Dans un cotexte tendu et compliqué à gérer, les erreurs sont vite arrivées. Mais certaines doivent bien être évitées comme le rappelle Christophe Renard. « La crise rançongiciel est une crise stratégique il ne faut pas la piloter uniquement sous l’angle informatique ». De même, il est illusoire de penser qu’une résolution peut se faire en quelques jours : « aucune crise rançongiciel que j’ai observée n’a duré moins de 3 semaines […] il va falloir enquêter, reconstruire, déployer des mesures temporaires, restaurer des sauvegardes. Personne n’a les équipes internes pour tout faire ». Attention à ne pas non plus faire reposer toute cette organisation de crise sur une seule personne : « personne ne tient 3 semaines de crises sans repos, les burnouts en cours d’incident arrivent », prévient Christophe Renard.

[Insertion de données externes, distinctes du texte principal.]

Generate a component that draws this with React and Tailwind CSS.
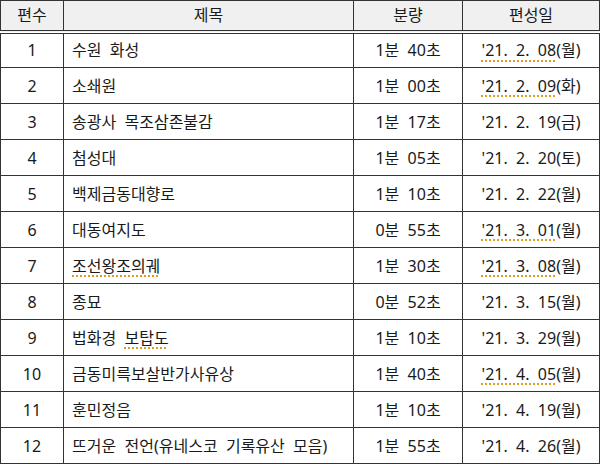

Pour un retour à la normale et après une nécessaire étape de remédiation, le processus de restauration constitue une étape clé à ne pas mésestimer. Encore faut-il que les sauvegardes et applications soient bien récupérables en étant au préalables déconnectées et désynchronisées du SI maître. « L’expérience de test de restauration est précieuse : toutes les raisons de ne pas les faire en temps calme sont rendues pires par un environnement dégradé et le stress », explique Christophe Renard. Le temps sera ensuite venu de faire le bilan (image, techniques, financiers, réglementaires et humains) et de tirer les conséquences pour améliorer la réponse aux incidents et mieux déjouer les impacts désastreux des prochains ransomwares. Car s’il y a bien une chose à garder à l’esprit c’est que, plus que jamais, en matière de cybersécurité on n’est jamais à l’abri une bonne fois pour toute.